The Speaker's Dinner before the event was great. It was held at [Dawne
Smaki](http://www.dawnesmaki.pl/) in a quiet side room. We had great
conversations about the state of Internet security (or insecurity),
Tor, intelligence gathering capabilities of various Eastern European
countries, and how botnets were being exploited for fun and profit. When
I got back to the hotel, I found the disk controller in my laptop was
corrupt/dying. It corrupted my filesystem and encrypted LVM setup to
the point of non-recovery. And my backups were 6500 km away. I ended up
just using Tails the entire trip. Even with the dying disk controller,
Tails worked well off a USB stick. I jokingly blamed the NSA for the
timely failure, but realistically, the laptop is a few years old and has
been around the world a few times and is probably just wearing out. I
recreated my presentation and moved on.

The actual conference was hosted at the great [Centrum Nauki
Kopernik](http://www.kopernik.org.pl/). The Centrum is both an active
science museum and conference center intertwined in various ways. I
talked to a few vendors, such as Cisco, Fortinet, and Blue Coat. None
seemed aware of Tor nor what we did, or at least weren't going to admit
it. The conference started off with one big room and a few talks about
general security, general "situational awareness" of your network, and
what China is doing on the Internet these days. After lunch, the big room
was split into three tracks, two in Polish, one in English (mostly). I
met some people from a Ministry (their badges were in Polish) interested
in learning more about the criminal element of the Internet and alternate
Internets. I talked to a few people from Belarus. They assured me the
situation there isn't as dire as the news media reports, but they could
use some help with avoiding surveillance.
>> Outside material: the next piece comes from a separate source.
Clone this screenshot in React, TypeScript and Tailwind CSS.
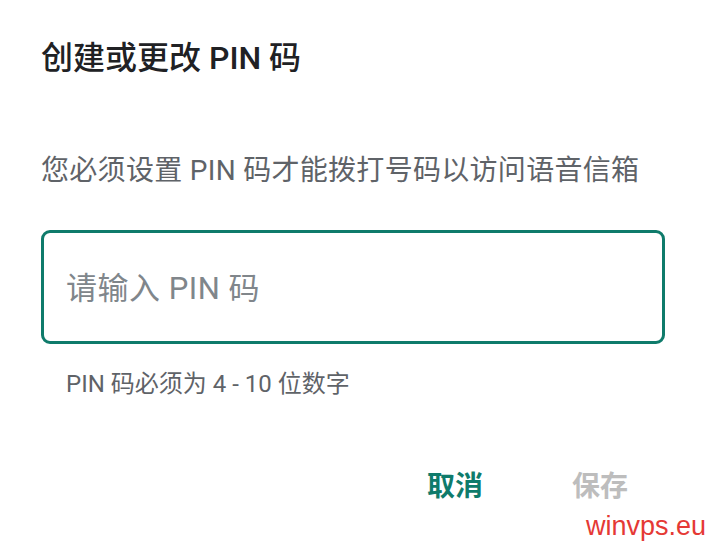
const font = "font-['Roboto','Noto_Sans_CJK_SC',sans-serif]"

export default function App() {
  return (
    <div className={`${font} flex h-[546px] w-[706px] flex-col bg-white`}>
      <div className="flex flex-col px-[41px] pt-[38px]">
        <h1 className="text-[32px] font-medium leading-[40px] text-[#202124]">
          创建或更改 PIN 码
        </h1>
        <p className="mt-[75px] text-[28px] leading-[36px] tracking-[0.3px] text-[#5f6368]">
          您必须设置 PIN 码才能拨打号码以访问语音信箱
        </p>
      </div>
      <div className="mt-[41px] px-[41px]">
        <div className="flex h-[114px] w-[624px] items-center rounded-[9px] border-[3px] border-[#0f7b6b] px-[22px] pt-[4px]">
          <span className="text-[31px] tracking-[0.5px] text-[#80868b]">请输入 PIN 码</span>
        </div>
        <p className="mt-[25px] pl-[25px] text-[24px] leading-[30px] text-[#5f6368]">
          PIN 码必须为 4 - 10 位数字
        </p>
      </div>
      <div className="mt-[71px] flex justify-end gap-[89px] pr-[78px]">
        <button className="text-[28px] leading-[34px] font-bold text-[#0f7b6b]">取消</button>
        <button className="text-[28px] leading-[34px] font-bold text-[#bdbdbd]">保存</button>
      </div>
      <div className="mt-[6px] flex justify-end">
        <span className="text-[27px] leading-[32px] text-[#e53935] font-['Liberation_Sans',sans-serif]">
          winvps.eu
        </span>
      </div>
    </div>
  )
}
The room filled up with people for my talk. I did not expect this. I
tried to keep the presentation quick to allow for more questions at the
end. And questions there were. I completely fumbled a question about
"how will tor stop botnets in the future?" However, the rest of the Q&A
seemed to go pretty well. The moderator stopped questions after a
bit. They presented me with a Polish-made black fedora as a speaking
gift. And then we all went to break.

Afterwards, people kept coming up to me asking what it was like to be
targeted by the NSA (the answer is, no different than before, now we
just have confirmation), how can they run an exit relay or 20 (told them
about the blog posts and guidance for exit relay opers), have we thought
about hiring a botnet to run exit relays (no, and we don't want to),
and does the average american care about what the NSA is doing (i said
probably not, yet).

Overall, it was a quick trip, only 48 hours in the country, all in
Warsaw. However, it was great and I'd love to go back.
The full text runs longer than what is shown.